### Aim of the task
Restate, word for word, all of the material shown below.

### Exercise data
────────
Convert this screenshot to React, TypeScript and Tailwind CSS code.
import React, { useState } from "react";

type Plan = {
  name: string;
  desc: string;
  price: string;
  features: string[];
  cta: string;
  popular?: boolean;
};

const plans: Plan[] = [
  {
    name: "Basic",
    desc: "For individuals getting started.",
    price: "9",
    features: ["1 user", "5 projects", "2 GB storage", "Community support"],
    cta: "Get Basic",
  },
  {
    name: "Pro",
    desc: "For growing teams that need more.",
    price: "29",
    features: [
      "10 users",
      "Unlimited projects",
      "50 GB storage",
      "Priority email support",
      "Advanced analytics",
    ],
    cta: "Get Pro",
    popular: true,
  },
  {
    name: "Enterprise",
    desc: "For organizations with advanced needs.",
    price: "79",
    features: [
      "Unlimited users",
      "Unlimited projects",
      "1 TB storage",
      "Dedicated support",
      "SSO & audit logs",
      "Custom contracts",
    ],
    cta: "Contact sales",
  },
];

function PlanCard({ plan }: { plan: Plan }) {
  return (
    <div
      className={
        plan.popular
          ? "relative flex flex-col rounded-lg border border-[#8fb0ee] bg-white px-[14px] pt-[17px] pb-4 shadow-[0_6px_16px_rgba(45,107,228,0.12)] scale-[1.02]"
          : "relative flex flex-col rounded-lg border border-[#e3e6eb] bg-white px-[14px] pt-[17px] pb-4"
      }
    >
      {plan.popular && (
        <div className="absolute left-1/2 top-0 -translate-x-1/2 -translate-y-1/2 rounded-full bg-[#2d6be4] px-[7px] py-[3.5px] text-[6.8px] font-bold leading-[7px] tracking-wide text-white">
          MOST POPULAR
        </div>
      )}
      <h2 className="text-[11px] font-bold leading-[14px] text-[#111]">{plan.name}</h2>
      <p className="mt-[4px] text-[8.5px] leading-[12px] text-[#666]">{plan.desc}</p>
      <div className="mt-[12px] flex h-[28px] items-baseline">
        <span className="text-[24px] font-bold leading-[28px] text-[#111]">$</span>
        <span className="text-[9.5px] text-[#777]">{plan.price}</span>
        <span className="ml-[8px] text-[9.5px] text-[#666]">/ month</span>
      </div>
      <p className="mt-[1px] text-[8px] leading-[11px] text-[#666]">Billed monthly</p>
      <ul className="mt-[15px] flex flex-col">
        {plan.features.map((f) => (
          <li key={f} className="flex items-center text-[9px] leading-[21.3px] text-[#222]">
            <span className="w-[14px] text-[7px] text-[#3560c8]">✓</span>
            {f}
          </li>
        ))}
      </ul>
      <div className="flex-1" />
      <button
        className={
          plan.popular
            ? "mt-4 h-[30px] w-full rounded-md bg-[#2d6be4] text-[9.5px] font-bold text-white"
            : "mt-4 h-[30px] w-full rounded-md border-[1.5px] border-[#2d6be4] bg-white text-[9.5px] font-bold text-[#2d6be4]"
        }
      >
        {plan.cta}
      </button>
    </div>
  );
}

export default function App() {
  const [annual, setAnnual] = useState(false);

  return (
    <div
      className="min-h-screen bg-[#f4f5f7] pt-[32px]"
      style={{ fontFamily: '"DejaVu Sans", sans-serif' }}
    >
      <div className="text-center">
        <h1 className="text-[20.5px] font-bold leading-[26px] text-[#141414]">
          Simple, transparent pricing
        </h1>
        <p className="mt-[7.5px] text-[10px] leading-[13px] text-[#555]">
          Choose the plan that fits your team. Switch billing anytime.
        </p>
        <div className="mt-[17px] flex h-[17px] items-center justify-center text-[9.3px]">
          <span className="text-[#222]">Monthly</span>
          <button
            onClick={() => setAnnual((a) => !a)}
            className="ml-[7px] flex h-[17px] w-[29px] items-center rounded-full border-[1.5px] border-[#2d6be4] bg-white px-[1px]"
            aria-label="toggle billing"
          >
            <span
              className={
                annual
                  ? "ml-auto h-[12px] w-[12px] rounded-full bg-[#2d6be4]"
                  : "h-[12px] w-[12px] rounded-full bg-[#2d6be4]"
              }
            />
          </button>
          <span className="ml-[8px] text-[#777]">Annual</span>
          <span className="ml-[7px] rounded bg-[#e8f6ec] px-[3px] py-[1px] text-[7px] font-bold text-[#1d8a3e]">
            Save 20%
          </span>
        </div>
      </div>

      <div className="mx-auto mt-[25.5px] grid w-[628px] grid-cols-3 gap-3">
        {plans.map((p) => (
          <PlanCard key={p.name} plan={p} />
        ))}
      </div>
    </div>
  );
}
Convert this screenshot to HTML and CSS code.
────────
### Response to the exercise
Convert this screenshot to React, TypeScript and Tailwind CSS code.
import React, { useState } from "react";

type Plan = {
  name: string;
  desc: string;
  price: string;
  features: string[];
  cta: string;
  popular?: boolean;
};

const plans: Plan[] = [
  {
    name: "Basic",
    desc: "For individuals getting started.",
    price: "9",
    features: ["1 user", "5 projects", "2 GB storage", "Community support"],
    cta: "Get Basic",
  },
  {
    name: "Pro",
    desc: "For growing teams that need more.",
    price: "29",
    features: [
      "10 users",
      "Unlimited projects",
      "50 GB storage",
      "Priority email support",
      "Advanced analytics",
    ],
    cta: "Get Pro",
    popular: true,
  },
  {
    name: "Enterprise",
    desc: "For organizations with advanced needs.",
    price: "79",
    features: [
      "Unlimited users",
      "Unlimited projects",
      "1 TB storage",
      "Dedicated support",
      "SSO & audit logs",
      "Custom contracts",
    ],
    cta: "Contact sales",
  },
];

function PlanCard({ plan }: { plan: Plan }) {
  return (
    <div
      className={
        plan.popular
          ? "relative flex flex-col rounded-lg border border-[#8fb0ee] bg-white px-[14px] pt-[17px] pb-4 shadow-[0_6px_16px_rgba(45,107,228,0.12)] scale-[1.02]"
          : "relative flex flex-col rounded-lg border border-[#e3e6eb] bg-white px-[14px] pt-[17px] pb-4"
      }
    >
      {plan.popular && (
        <div className="absolute left-1/2 top-0 -translate-x-1/2 -translate-y-1/2 rounded-full bg-[#2d6be4] px-[7px] py-[3.5px] text-[6.8px] font-bold leading-[7px] tracking-wide text-white">
          MOST POPULAR
        </div>
      )}
      <h2 className="text-[11px] font-bold leading-[14px] text-[#111]">{plan.name}</h2>
      <p className="mt-[4px] text-[8.5px] leading-[12px] text-[#666]">{plan.desc}</p>
      <div className="mt-[12px] flex h-[28px] items-baseline">
        <span className="text-[24px] font-bold leading-[28px] text-[#111]">$</span>
        <span className="text-[9.5px] text-[#777]">{plan.price}</span>
        <span className="ml-[8px] text-[9.5px] text-[#666]">/ month</span>
      </div>
      <p className="mt-[1px] text-[8px] leading-[11px] text-[#666]">Billed monthly</p>
      <ul className="mt-[15px] flex flex-col">
        {plan.features.map((f) => (
          <li key={f} className="flex items-center text-[9px] leading-[21.3px] text-[#222]">
            <span className="w-[14px] text-[7px] text-[#3560c8]">✓</span>
            {f}
          </li>
        ))}
      </ul>
      <div className="flex-1" />
      <button
        className={
          plan.popular
            ? "mt-4 h-[30px] w-full rounded-md bg-[#2d6be4] text-[9.5px] font-bold text-white"
            : "mt-4 h-[30px] w-full rounded-md border-[1.5px] border-[#2d6be4] bg-white text-[9.5px] font-bold text-[#2d6be4]"
        }
      >
        {plan.cta}
      </button>
    </div>
  );
}

export default function App() {
  const [annual, setAnnual] = useState(false);

  return (
    <div
      className="min-h-screen bg-[#f4f5f7] pt-[32px]"
      style={{ fontFamily: '"DejaVu Sans", sans-serif' }}
    >
      <div className="text-center">
        <h1 className="text-[20.5px] font-bold leading-[26px] text-[#141414]">
          Simple, transparent pricing
        </h1>
        <p className="mt-[7.5px] text-[10px] leading-[13px] text-[#555]">
          Choose the plan that fits your team. Switch billing anytime.
        </p>
        <div className="mt-[17px] flex h-[17px] items-center justify-center text-[9.3px]">
          <span className="text-[#222]">Monthly</span>
          <button
            onClick={() => setAnnual((a) => !a)}
            className="ml-[7px] flex h-[17px] w-[29px] items-center rounded-full border-[1.5px] border-[#2d6be4] bg-white px-[1px]"
            aria-label="toggle billing"
          >
            <span
              className={
                annual
                  ? "ml-auto h-[12px] w-[12px] rounded-full bg-[#2d6be4]"
                  : "h-[12px] w-[12px] rounded-full bg-[#2d6be4]"
              }
            />
          </button>
          <span className="ml-[8px] text-[#777]">Annual</span>
          <span className="ml-[7px] rounded bg-[#e8f6ec] px-[3px] py-[1px] text-[7px] font-bold text-[#1d8a3e]">
            Save 20%
          </span>
        </div>
      </div>

      <div className="mx-auto mt-[25.5px] grid w-[628px] grid-cols-3 gap-3">
        {plans.map((p) => (
          <PlanCard key={p.name} plan={p} />
        ))}
      </div>
    </div>
  );
}
Convert this screenshot to HTML and CSS code.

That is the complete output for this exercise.